Die Gefahr, dass ein Fahrer bei Sky ausbrennt, ist gross.
Kann Froome den Radsport in den kommenden Jahren dominieren? Wer könnte ihn am ehesten herausfordern?
Für Froome wird es enorm schwierig, seinen Triumph zu wiederholen. Die Trainingsintensität und Disziplin im Sky-Team ist gewaltig. Da ist die Gefahr gross, dass ein Fahrer ausbrennt. Das hat sich beim letztjährigen Sieger Bradley Wiggins gezeigt. Mit dem Erreichen eines grossen Ziels fällt ein riesiger Druck ab und ein Athlet muss die ganze Spannung von neuem aufbauen. Das gelingt nur den ganz grossen Champions. Zudem macht mit Nairo Quintana ein junger Fahrer gehörig Druck. Er ist erst 23-jährig und somit zu einer weiteren Leistungssteigerung fähig. Er könnte Froome den Rang ablaufen.
Wie sehen die Perspektiven für Froomes wichtigsten Helfer Richie Porte aus?
Er könnte nach Wiggins und Froome der nächste Fahrer sein, den das Team pusht. Auch wenn Porte seine Ambitionen nicht so deutlich angemeldet hat, wie dies Froome im letzten Jahr getan hat.
Welche Bilder behalten Sie persönlich von dieser Jubiläums-Tour im Kopf?
Der Start in Korsika war landschaftlich wunderschön. Die Etappe am «Quatorze Juillet» auf den Mont Ventoux war von der Atmosphäre her fantastisch, ebenso die zwei Aufstiege auf die Alpe d’Huez. Aus sportlicher Sicht hat mich die Ausgewogenheit der Strecke begeistert. Obwohl Froome bald wie der überlegene Sieger ausgesehen hat, habe ich immer daran geglaubt, dass man ihn ernsthaft in Bedrängnis bringen kann.
Wäre Movistar etwas cleverer gefahren, hätte es Froome arg in Verlegenheit gebracht.
Eigentlich lief ja sehr vieles nach Drehbuch. War die Tour wirklich spannend?
Im letzten Jahr hat Sky alles beherrscht und jedes Rennen erdrücken können. Heuer war das ganz anders. Das Team um Froome war am Anschlag, der Leader musste sich alleine verteidigen. Wäre das Team Movistar um Quintana etwas cleverer gefahren, hätte es Froome arg in Verlegenheit gebracht. Wer die Tour nur gelegentlich verfolgt hat, für den mochte das Geschehen im Gesamtklassement eintönig anmuten. Für Radsport-Fans war das Rennen aber lange enorm spannend. Froome hat Schwächen gezeigt: Hätte er beim Aufstieg auf die Alpe d’Huez nur wenige Kilometer früher seinen Hungerrast erlitten, wäre das fatal für ihn gewesen.
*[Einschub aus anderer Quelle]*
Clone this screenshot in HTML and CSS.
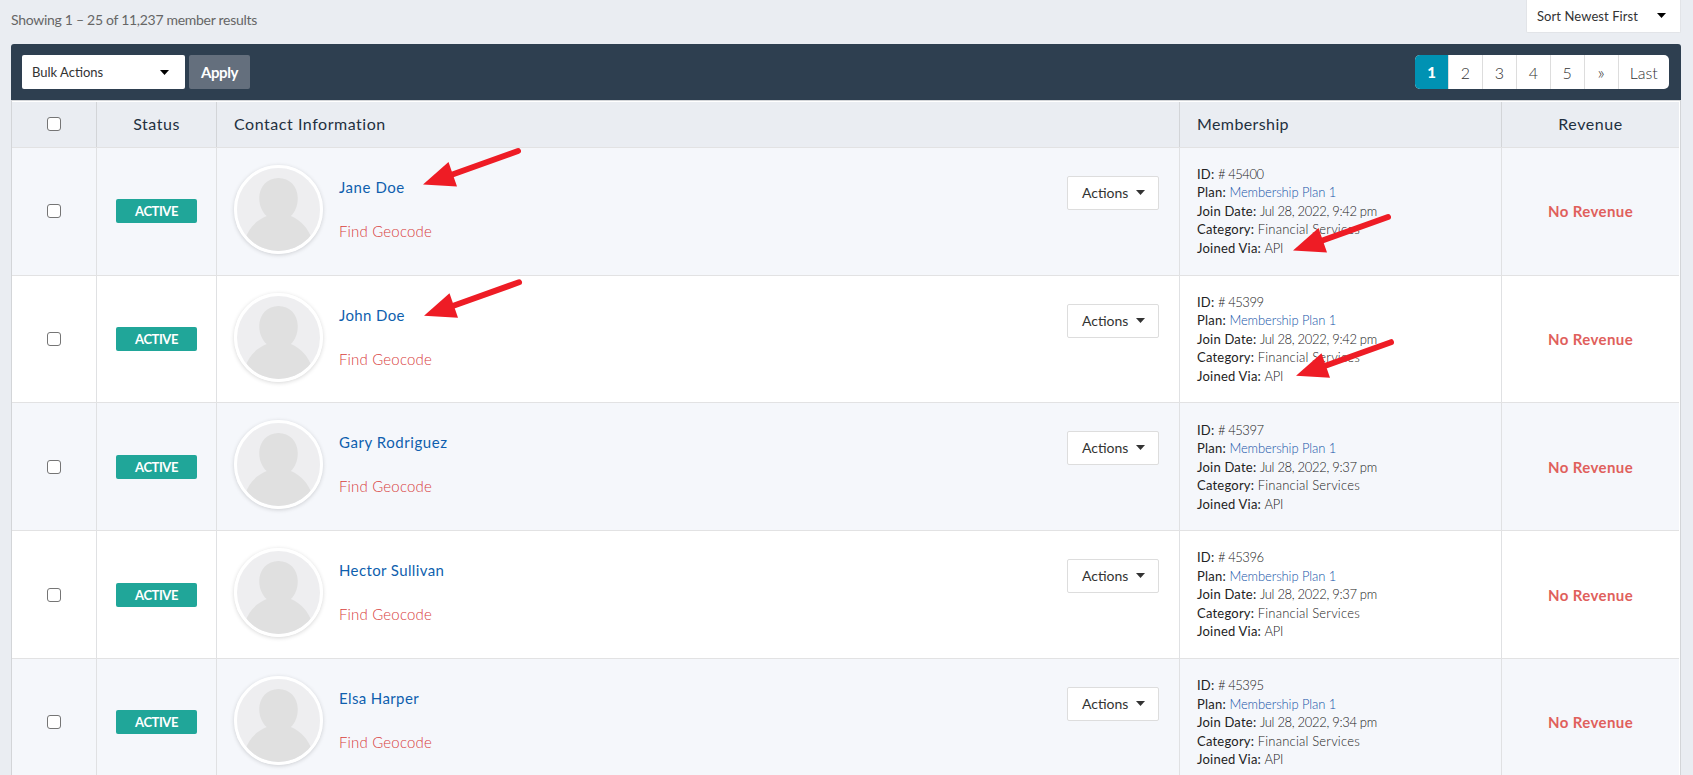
FILE: index.html
```html
<!DOCTYPE html>
<html lang="en">
<head>
<meta charset="utf-8">
<title>Member results</title>
<link rel="stylesheet" href="styles.css">
</head>
<body>
<svg width="0" height="0" class="defs">
  <symbol id="person" viewBox="0 0 84 84">
    <rect width="84" height="84" fill="#eeeef0"/>
    <path d="M42 10c-11 0-19.500 8.500-19.500 20 0 8 3 14.500 7.500 18.500C19 53 12 61 8 72l0 12h68V72C72 61 65 53 54.500 48.500 59 44.500 61.500 38 61.500 30 61.500 18.500 53 10 42 10z" fill="#e0e0e0"/>
  </symbol>
  <symbol id="caret" viewBox="0 0 9 5"><path d="M0 0h9L4.500 5z" fill="currentColor"/></symbol>
</svg>
<header class="top">
  <p class="summary">Showing 1 – 25 of 11,237 member results</p>
  <div class="sort"><span>Sort Newest First</span><svg class="caret"><use href="#caret"/></svg></div>
</header>
<main class="panel">
  <div class="toolbar">
    <div class="bulk"><span>Bulk Actions</span><svg class="caret"><use href="#caret"/></svg></div>
    <button class="apply">Apply</button>
    <nav class="pages"><a class="on">1</a><a>2</a><a>3</a><a>4</a><a>5</a><a class="next">»</a><a class="last">Last</a></nav>
  </div>
  <section class="table">
    <div class="row head">
      <div class="cell center"><i class="check"></i></div>
      <div class="cell center">Status</div>
      <div class="cell pad title-contact">Contact Information</div>
      <div class="cell pad title-member">Membership</div>
      <div class="cell center">Revenue</div>
    </div>
    <div class="row">
      <div class="cell center"><i class="check"></i></div>
      <div class="cell center"><span class="badge">ACTIVE</span></div>
      <div class="cell contact"><svg class="avatar"><use href="#person"/></svg><div class="who"><a class="name">Jane Doe</a><a class="geo">Find Geocode</a></div><button class="actions">Actions<svg class="caret"><use href="#caret"/></svg></button></div>
      <div class="cell pad"><ul class="meta"><li><b>ID:</b> <span class="num">#&nbsp;45400</span></li><li><b>Plan:</b> <a>Membership Plan 1</a></li><li><b>Join Date:</b> <span class="date">Jul 28, 2022, 9:42 pm</span></li><li><b>Category:</b> <span class="cat">Financial Services</span></li><li><b>Joined Via:</b> <span class="via">API</span></li></ul></div>
      <div class="cell center"><span class="revenue">No Revenue</span></div>
    </div>
    <div class="row">
      <div class="cell center"><i class="check"></i></div>
      <div class="cell center"><span class="badge">ACTIVE</span></div>
      <div class="cell contact"><svg class="avatar"><use href="#person"/></svg><div class="who"><a class="name snug">John Doe</a><a class="geo">Find Geocode</a></div><button class="actions">Actions<svg class="caret"><use href="#caret"/></svg></button></div>
      <div class="cell pad"><ul class="meta"><li><b>ID:</b> <span class="num">#&nbsp;45399</span></li><li><b>Plan:</b> <a>Membership Plan 1</a></li><li><b>Join Date:</b> <span class="date">Jul 28, 2022, 9:42 pm</span></li><li><b>Category:</b> <span class="cat">Financial Services</span></li><li><b>Joined Via:</b> <span class="via">API</span></li></ul></div>
      <div class="cell center"><span class="revenue">No Revenue</span></div>
    </div>
    <div class="row">
      <div class="cell center"><i class="check"></i></div>
      <div class="cell center"><span class="badge">ACTIVE</span></div>
      <div class="cell contact"><svg class="avatar"><use href="#person"/></svg><div class="who"><a class="name">Gary Rodriguez</a><a class="geo">Find Geocode</a></div><button class="actions">Actions<svg class="caret"><use href="#caret"/></svg></button></div>
      <div class="cell pad"><ul class="meta"><li><b>ID:</b> <span class="num">#&nbsp;45397</span></li><li><b>Plan:</b> <a>Membership Plan 1</a></li><li><b>Join Date:</b> <span class="date">Jul 28, 2022, 9:37 pm</span></li><li><b>Category:</b> <span class="cat">Financial Services</span></li><li><b>Joined Via:</b> <span class="via">API</span></li></ul></div>
      <div class="cell center"><span class="revenue">No Revenue</span></div>
    </div>
    <div class="row">
      <div class="cell center"><i class="check"></i></div>
      <div class="cell center"><span class="badge">ACTIVE</span></div>
      <div class="cell contact"><svg class="avatar"><use href="#person"/></svg><div class="who"><a class="name snug">Hector Sullivan</a><a class="geo">Find Geocode</a></div><button class="actions">Actions<svg class="caret"><use href="#caret"/></svg></button></div>
      <div class="cell pad"><ul class="meta"><li><b>ID:</b> <span class="num">#&nbsp;45396</span></li><li><b>Plan:</b> <a>Membership Plan 1</a></li><li><b>Join Date:</b> <span class="date">Jul 28, 2022, 9:37 pm</span></li><li><b>Category:</b> <span class="cat">Financial Services</span></li><li><b>Joined Via:</b> <span class="via">API</span></li></ul></div>
      <div class="cell center"><span class="revenue">No Revenue</span></div>
    </div>
    <div class="row">
      <div class="cell center"><i class="check"></i></div>
      <div class="cell center"><span class="badge">ACTIVE</span></div>
      <div class="cell contact"><svg class="avatar"><use href="#person"/></svg><div class="who"><a class="name snug">Elsa Harper</a><a class="geo">Find Geocode</a></div><button class="actions">Actions<svg class="caret"><use href="#caret"/></svg></button></div>
      <div class="cell pad"><ul class="meta"><li><b>ID:</b> <span class="num">#&nbsp;45395</span></li><li><b>Plan:</b> <a>Membership Plan 1</a></li><li><b>Join Date:</b> <span class="date">Jul 28, 2022, 9:34 pm</span></li><li><b>Category:</b> <span class="cat">Financial Services</span></li><li><b>Joined Via:</b> <span class="via">API</span></li></ul></div>
      <div class="cell center"><span class="revenue">No Revenue</span></div>
    </div>
  </section>
</main>
<svg class="arrows" viewBox="0 0 1693 775">
  <symbol id="arrow" viewBox="0 0 100 40" overflow="visible"><path d="M28 27.500L95 3.500" stroke="#ee1c25" stroke-width="6" stroke-linecap="round"/><path d="M0 37L25.500 14.500 34 39z" fill="#ee1c25"/></symbol>
  <use href="#arrow" x="423" y="147.500" width="100" height="40"/>
  <use href="#arrow" x="424" y="278.800" width="100" height="40"/>
  <use href="#arrow" x="1293" y="213.500" width="100" height="40"/>
  <use href="#arrow" x="1296" y="338.700" width="100" height="40"/>
</svg>
</body>
</html>
```
FILE: styles.css
```css
* { box-sizing: border-box; }
html, body { height: 100%; }
body {
  margin: 0;
  padding: 0 12px 0 11px;
  height: 775px;
  overflow: hidden;
  background: #eaedf2;
  font-family: Lato, "Open Sans", sans-serif;
  color: #444;
}
.defs { position: absolute; }
.caret { width: 9px; height: 5px; flex: none; }

.top { height: 44px; display: flex; justify-content: space-between; align-items: flex-start; }
.summary { margin: 0; padding-top: 11px; font-size: 14px; line-height: 18px; letter-spacing: -.29px; color: #666; }
.sort {
  width: 155px; height: 33px; padding: 0 14px 1px 10px;
  display: flex; align-items: center; justify-content: space-between;
  background: #fff; border: 1px solid #e2e4e8; border-top: 0; border-radius: 0 0 2px 2px;
  font-size: 13px; letter-spacing: .08px; color: #333;
}
.sort .caret, .bulk .caret { color: #000; }

.toolbar {
  height: 56px; padding: 0 12px 0 11px;
  display: flex; align-items: center; gap: 4px;
  background: #2e3f50; border-radius: 3px 3px 0 0;
}
.bulk {
  width: 163px; height: 34px; padding: 0 16px 0 10px;
  display: flex; align-items: center; justify-content: space-between;
  background: #fff; border-radius: 2px; font-size: 13px; color: #333;
}
.apply {
  width: 61px; height: 34px; padding: 0 0 1px; border: 0; border-radius: 2px;
  background: #646f7d; color: #fff; font: 700 15px Lato, sans-serif; letter-spacing: -.4px;
}
.pages { margin-left: auto; display: flex; height: 34px; border-radius: 5px; overflow: hidden; background: #fff; }
.pages a {
  width: 33.9px; border-left: 1px solid #ddd;
  display: flex; align-items: center; justify-content: center;
  font-size: 16px; font-weight: 300; color: #333;
}
.pages .on { background: #0092b3; color: #fff; font-weight: 900; font-size: 15px; border: 0; width: 33px; }
.pages .next { font-size: 18px; padding-bottom: 1px; }
.pages .last { width: 51.5px; }

.table { border: 1px solid #d3d5d8; border-bottom: 0; padding: 1px 1px 0 0; background: #fff; }
.row { display: grid; grid-template-columns: 84px 120px 963px 322px 1fr; height: 127.8px; border-bottom: 1px solid #e2e2e3; }
.row:nth-child(even) { background: #f5f7fb; }
.cell { display: flex; align-items: center; border-left: 1px solid #e0e1e3; min-width: 0; }
.cell:first-child { border-left: 0; }
.head { height: 45.8px; background: #eaedf2; font-size: 16px; color: #1f3040; letter-spacing: .54px; }
.head .cell { border-color: #d3d5d8; padding-bottom: 1px; }
.center { justify-content: center; }
.pad { padding-left: 17px; }
.title-member { letter-spacing: .39px; }

.check { width: 14px; height: 14px; border: 1px solid #757575; border-radius: 3px; background: #fff; }
.badge {
  width: 81px; height: 24px; border-radius: 2px; background: #20a699; color: #fff;
  font-size: 13px; font-weight: 700; letter-spacing: -.45px; line-height: 24px; text-align: center;
}
.contact { align-items: flex-start; padding: 17px 20px 0 17px; }
.avatar { width: 89px; height: 89px; border: 3px solid #fff; border-radius: 50%; box-shadow: 0 1px 4px rgba(0,0,0,.17); flex: none; }
.who { margin: 12px 0 0 16px; display: flex; flex-direction: column; gap: 24px; font-size: 15px; line-height: 20px; }
.name { color: #0f5fae; letter-spacing: .56px; }
.snug { letter-spacing: .38px; }
.geo { color: #d8403c; font-weight: 300; letter-spacing: .18px; }
.actions {
  margin: 11px 0 0 auto; width: 92px; height: 34px; padding: 0 13px 1px 14px;
  display: flex; align-items: center; justify-content: space-between;
  background: #fff; border: 1px solid #ddd; border-radius: 2px;
  font: 400 14px Lato, sans-serif; color: #333;
}
.meta { margin: 0; padding: 0; list-style: none; font-size: 13px; line-height: 18.5px; font-weight: 300; color: #222; }
.meta b { font-weight: 400; letter-spacing: .22px; color: #222; }
.meta a { color: #1553a8; letter-spacing: -.1px; }
.num { letter-spacing: -.45px; }
.date { letter-spacing: -.32px; }
.cat { letter-spacing: .2px; }
.via { letter-spacing: -.3px; }
.revenue { color: #e0605c; font-size: 15px; font-weight: 700; letter-spacing: .4px; }

.arrows { position: absolute; left: 0; top: 0; width: 1693px; height: 775px; pointer-events: none; }
```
Ein Sieger, der auch auf Doping-Fragen gelassen reagiert, gute Stimmung am Strassenrand, keine ganz schweren Stürze und bisher auch kein positiver Dopingbefund. Hätte die Tour aus Sicht der Veranstalter überhaupt besser verlaufen können?
Einzig das schlechte Abschneiden der französischen Fahrer trübt die äusserst positive Bilanz. Immerhin konnte Christophe Riblon auf der Alpe d'Huez aber die wichtigste Etappe gewinnen. Zudem hätte es schon für zusätzliche Spannung gesorgt, wenn Froome das «Maillot jaune» nochmal hätte abgeben müssen. Insgesamt dürfen sich die Organisatoren aber über eine sehr gut gelungene Tour de France 2013 freuen.